That’s a long-winded way of saying, “he might be right, but who knows”.

What is telling is how he’s been preparing for what he talks about as another Depression coming, perhaps in 2023. He has sold all of his properties, it seems, and is renting where he’s living now. He makes it sound like he’s heavily invested in metals, but I didn’t hear him discuss other things. Near the end, he talks about how the miners are going to go up tremendously – especially silver. I share this with him, as I believe the “green” movement is a globalist movement – and with this, you need a ton of silver. But the silver COMEX prices are hellbent on crushing supply from “primary” silver miners. And, if we do hit a depression-like time, the 85% or so of silver that is mined as a byproduct of other metals like copper, lead, and zinc, may crater. At the same time, you may have investment demand skyrocket. That mix would have the price of silver mooning. And, with it, the miners who are left to produce it.

The reason I wrote this article was to explore the silver miners more as part of his ending statements. He then talks about – “so what if you then sell them, you are left with fiat”. In a sense, he’s more or less talking as if you do not want to hold fiat here. I get it. But I wanted to unpack something. Let’s envision the below scenario.

Scenario: An investor has $100,000 of gold/silver miners. Mixes of majors, mid tiers, juniors. It is possible that if gold hits $3,000 and silver hits $50, that his portfolio could go to $500,000 – depending on how it’s crafted. IF you have majors doubling, you may have certain under-valued mid-tiers hitting a 5-7x and some juniors might go 8-12x. Or more.

Question: IF you feel a high is in (my highs I’m thinking are summer 2023), what do you do with the fiat?

What I want to explore here is the minefield all of us are wading through right now. HERE is a good time to remind you this is not investment advice, and to work with your financial advisor. What I’m doing here is thinking out loud what I might do with something like this. MY situation is DIFFERENT than your situation.
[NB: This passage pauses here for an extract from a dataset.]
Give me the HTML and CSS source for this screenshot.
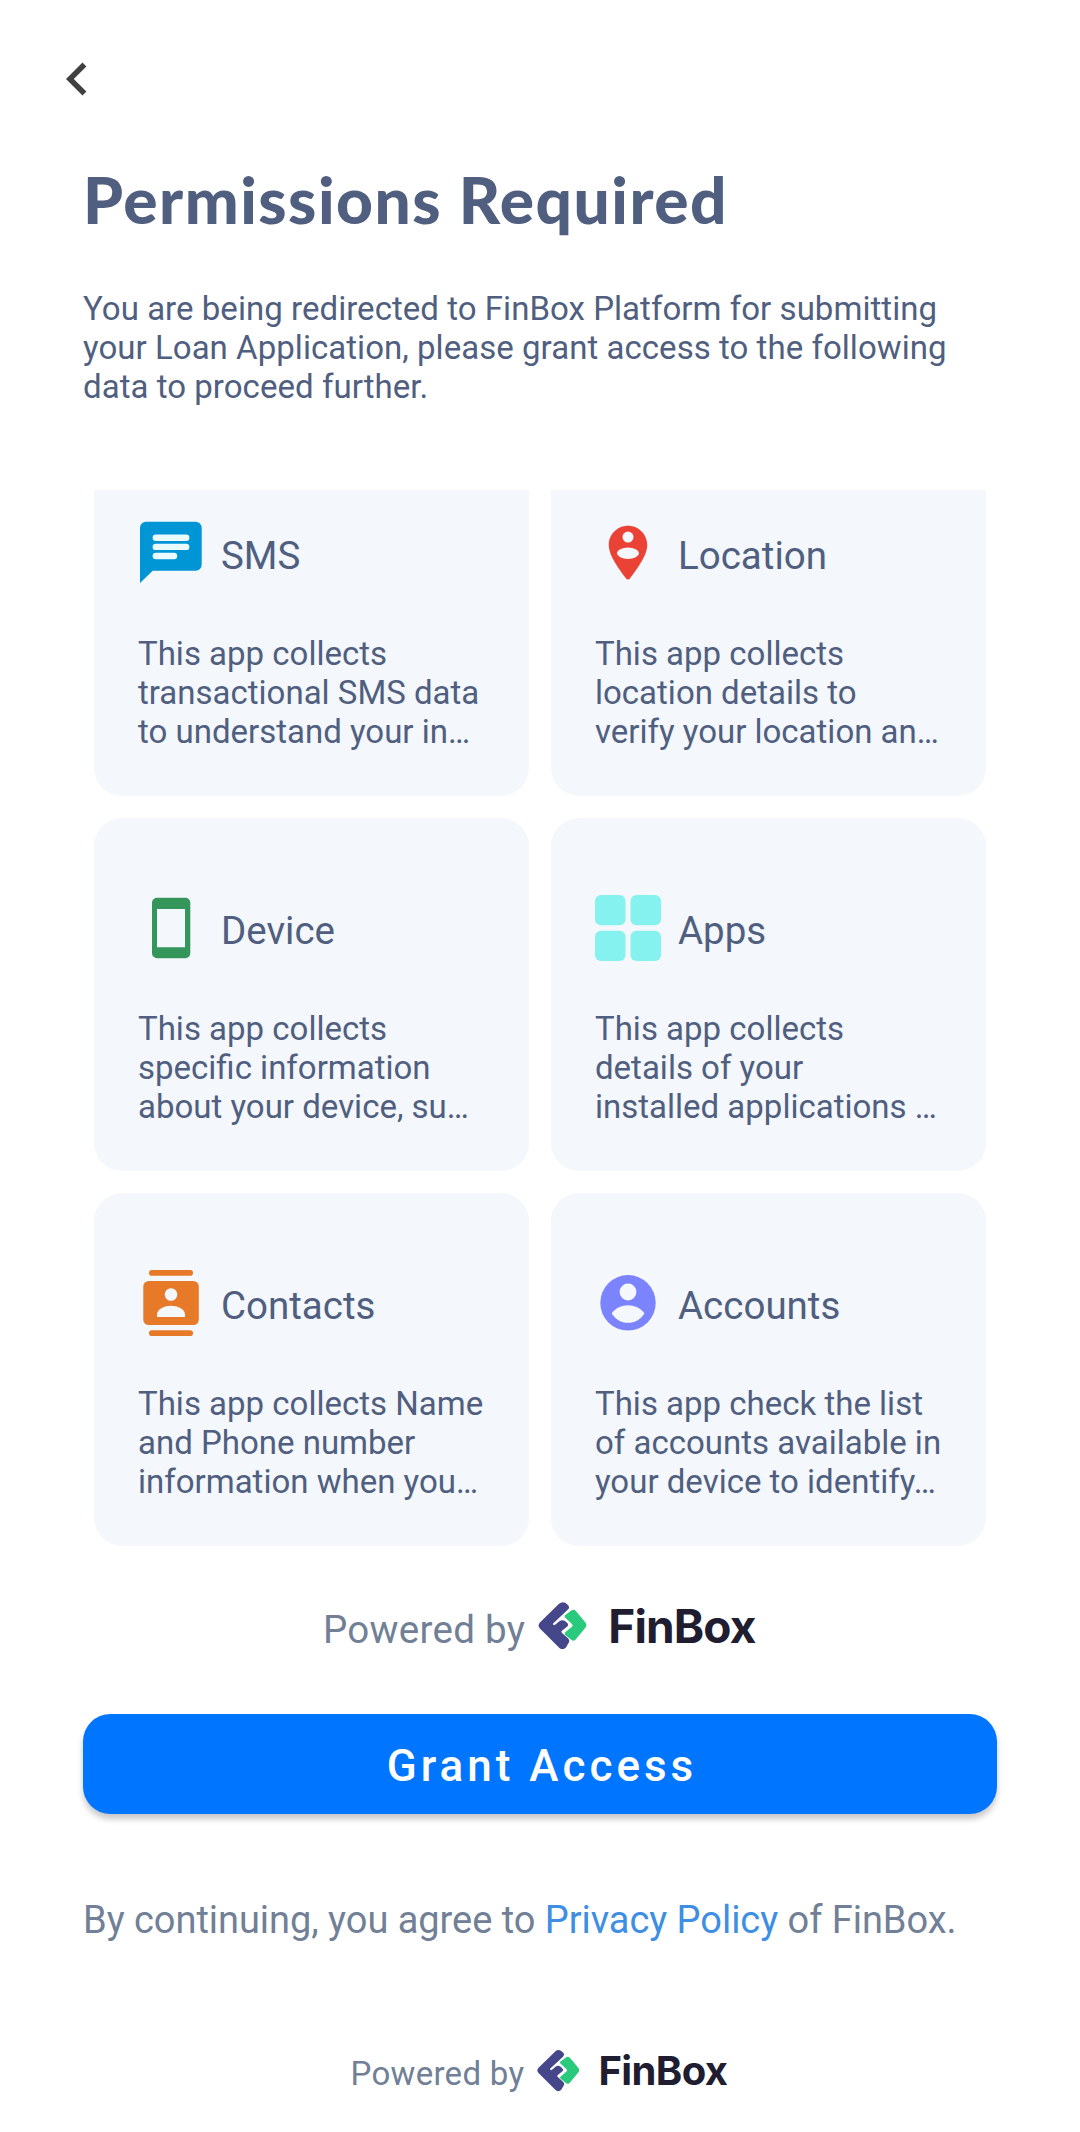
FILE: index.html
```html
<!DOCTYPE html>
<html lang="en">
<head>
<meta charset="utf-8">
<title>Permissions Required</title>
<link rel="stylesheet" href="styles.css">
</head>
<body>
<svg class="defs" aria-hidden="true">
  <symbol id="finbox-mark" viewBox="0 0 147 144">
    <path fill="#46478a" d="M63 5Q73-3 83 3L90 9Q97 16 90 23L45 65Q44 70 50 70L64 58Q73 52 82 58L88 64Q93 69 88 74L71 88Q69 91 72 94L91 111Q97 118 91 126L84 138Q75 147 65 140L5 80Q-3 71 5 62Z"/>
    <path fill="#2aca7c" d="M81 40L100 26Q107 21 114 27L143 62Q149 70 143 78L112 115Q107 120 101 115L82 100Q78 96 82 92L102 75Q106 71 102 67L82 48Q78 44 81 40Z"/>
  </symbol>
</svg>
<main class="screen">
  <header class="topbar">
    <button class="back" aria-label="Back">
      <svg viewBox="0 0 24 24"><path fill="#404040" d="M15.41 7.41 14 6l-6 6 6 6 1.41-1.41L10.83 12z"/></svg>
    </button>
  </header>

  <h1 class="title">Permissions Required</h1>
  <p class="intro">You are being redirected to FinBox Platform for submitting<br>your Loan Application, please grant access to the following<br>data to proceed further.</p>

  <section class="scroller">
    <div class="grid">
      <article class="card">
        <div class="card-head">
          <svg class="icon" viewBox="0 0 66 66"><path fill="#0095d5" d="M8 1.7h49.7a6 6 0 0 1 6 6v37a6 6 0 0 1-6 6H14.7L2 63V7.7a6 6 0 0 1 6-6z"/><path stroke="#e9fbff" stroke-width="6.4" stroke-linecap="round" d="M17.8 17.8h30.4M17.8 26.9h30.4M17.8 36h18.2"/></svg>
          <h2>SMS</h2>
        </div>
        <p>This app collects<br>transactional SMS data<br>to understand your in…</p>
      </article>
      <article class="card">
        <div class="card-head">
          <svg class="icon" viewBox="0 0 24 24"><path fill="#ea4335" d="M12 2.1C8.13 2.1 5 5.23 5 9.1c0 4.1 4.3 9.4 6.24 12.1.4.6 1.13.6 1.53 0C14.7 18.5 19 13.2 19 9.1c0-3.87-3.13-7-7-7z"/><circle cx="12" cy="6.2" r="2" fill="#f4f7fc"/><ellipse cx="12" cy="12.1" rx="4" ry="2.1" fill="#f4f7fc"/></svg>
          <h2>Location</h2>
        </div>
        <p>This app collects<br>location details to<br>verify your location an…</p>
      </article>
      <article class="card">
        <div class="card-head">
          <svg class="icon" viewBox="0 0 66 66"><path fill="#34965b" fill-rule="evenodd" d="M19 2.7h28.3a5 5 0 0 1 5 5v50.6a5 5 0 0 1-5 5H19a5 5 0 0 1-5-5V7.7a5 5 0 0 1 5-5zM19 14v38.3h28V14z"/></svg>
          <h2>Device</h2>
        </div>
        <p>This app collects<br>specific information<br>about your device, su…</p>
      </article>
      <article class="card">
        <div class="card-head">
          <svg class="icon" viewBox="0 0 66 66" fill="#86f2ef"><rect width="30.5" height="30.3" rx="6"/><rect x="35.5" width="30.5" height="30.3" rx="6"/><rect y="35.7" width="30.5" height="30.3" rx="6"/><rect x="35.5" y="35.7" width="30.5" height="30.3" rx="6"/></svg>
          <h2>Apps</h2>
        </div>
        <p>This app collects<br>details of your<br>installed applications …</p>
      </article>
      <article class="card">
        <div class="card-head">
          <svg class="icon" viewBox="0 0 66 66"><g fill="#e67a29"><rect x="11" width="44" height="5.7" rx="2.8"/><rect x="5.3" y="11" width="55.5" height="44" rx="5.5"/><rect x="11" y="60.3" width="44" height="5.7" rx="2.8"/></g><g fill="#f4f7fc"><circle cx="33" cy="24.5" r="6.3"/><path d="M19 47v-2.5c0-5.8 8-8.8 14-8.8s14 3 14 8.8V47z"/></g></svg>
          <h2>Contacts</h2>
        </div>
        <p>This app collects Name<br>and Phone number<br>information when you…</p>
      </article>
      <article class="card">
        <div class="card-head">
          <svg class="icon" viewBox="0 0 66 66"><circle cx="33" cy="32.8" r="27.7" fill="#7b83fe"/><g fill="#f4f7fc"><circle cx="33" cy="22" r="8.4"/><path d="M16.7 43.5C20 38 27 35.2 33 35.2s13 2.8 16.5 8.3C45.5 49.5 40 52.8 33 52.8s-12.5-3.3-16.3-9.3z"/></g></svg>
          <h2>Accounts</h2>
        </div>
        <p>This app check the list<br>of accounts available in<br>your device to identify…</p>
      </article>
    </div>
  </section>

  <div class="powered">
    <span class="by">Powered by</span>
    <svg class="mark"><use href="#finbox-mark"/></svg>
    <span class="brand">FinBox</span>
  </div>

  <button class="grant">Grant Access</button>

  <p class="terms">By continuing, you agree to <a>Privacy Policy</a> of FinBox.</p>

  <footer class="powered small">
    <span class="by">Powered by</span>
    <svg class="mark"><use href="#finbox-mark"/></svg>
    <span class="brand">FinBox</span>
  </footer>
</main>
</body>
</html>
```
FILE: styles.css
```css
* { box-sizing: border-box; margin: 0; padding: 0; }
body { background: #fff; font-family: Roboto, sans-serif; color: #505f7f; }
button { border: 0; background: none; font-family: inherit; }
.defs { display: none; }
.screen { width: 1080px; height: 2132px; overflow: hidden; display: flex; flex-direction: column; }

.topbar { height: 158px; padding: 46px 44px 0; flex: none; }
.back { display: block; width: 66px; height: 66px; }
.back svg { display: block; width: 66px; height: 66px; }

.title { flex: none; height: 84px; padding-left: 83px; font: 900 64px/84px Lato, sans-serif; letter-spacing: 1.5px; white-space: nowrap; }
.intro { flex: none; margin-top: 47px; padding-left: 83px; font-size: 33px; line-height: 39px; letter-spacing: 0.04px; white-space: nowrap; }

.scroller { flex: none; margin: 84px 94px 0; height: 1056px; overflow: hidden; }
.grid { display: grid; grid-template-columns: 435px 435px; grid-auto-rows: 353px; gap: 22px; margin-top: -47px; }
.card { background: #f4f7fc; border-radius: 28px; padding: 77px 44px 44px; white-space: nowrap; }
.card-head { display: flex; align-items: center; height: 66px; gap: 17px; }
.icon { width: 66px; height: 66px; flex: none; }
.card h2 { font-size: 38.5px; line-height: 45px; font-weight: 400; padding-top: 5px; }
.card p { margin-top: 48px; font-size: 33px; line-height: 39px; }

.powered { flex: none; display: flex; align-items: baseline; margin-top: 49px; padding-left: 323px; height: 56px; white-space: nowrap; }
.by { font-size: 38.5px; line-height: 56px; letter-spacing: 0.3px; color: #718096; }
.mark { width: 49px; height: 47.5px; margin-left: 13px; transform: translateY(7px); }
.brand { font: 700 46px/56px Inter, sans-serif; color: #201d31; margin-left: 21px; letter-spacing: -0.9px; }

.grant { flex: none; width: 914px; height: 100px; margin: 63px 0 0 83px; padding: 4px 0 0 4px; border-radius: 27.5px; background: #0075ff; color: #fff; font-size: 44px; font-weight: 500; letter-spacing: 4px; box-shadow: 0 5px 6px rgba(0, 0, 0, 0.22); }
.terms { flex: none; margin-top: 83px; padding-left: 83px; font-size: 38px; line-height: 46px; letter-spacing: -0.04px; color: #718096; white-space: nowrap; }
.terms a { color: #3e8ee3; }

.small { margin-top: 100px; padding-left: 350.5px; height: 48px; }
.small .by { font-size: 33px; line-height: 48px; }
.small .mark { width: 42.5px; height: 41.5px; margin-left: 13px; transform: translateY(7px); }
.small .brand { font-size: 40px; line-height: 48px; margin-left: 18.5px; letter-spacing: -0.6px; }
```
And everyone else’s. So I’m going to unpack the thinking.

Macro forecast at this time: The idea is that summer 2023 might be “the end” before everything breaks. The ponzis end. Melt ups happen. Then – rug pull. Why? Perhaps the “build back better” or some form of it is passed when unemployment hits 6% and inflation is still over 6%. The easy money has no foreign buyers of substance, which sends rates much higher and the DXY even lower. This gets tacked on to a Fed balance sheet which continues to run out of control. They had engineered lower housing rates when the housing market stopped in its tracks – and took rates down to 2% to re-spark the markets. More homeowners re-financed, again, but this time they didn’t spend more, but started saving. Everyone could see that debasement of currency is in full effect, and the Fed’s $14T balance sheet can no longer accept and more additions. Rates jump, and stock market crushed.

What to do?

Hold cash – If this was a David Hunter deflation scenario, it might be prudent to hold a lot of cash here. If you sold that $500,000 in stocks and holding cash, you are watching the sticker price of everything around you going down, rapidly. In THIS scenario, this is the deflationists’ wet dream, and THIS is the scenario you could be seeing the dollar rise. Housing markets will crash as liquidating events happen. Everything is sold. Unemployment tops 8%. S&P zombie companies finally crash.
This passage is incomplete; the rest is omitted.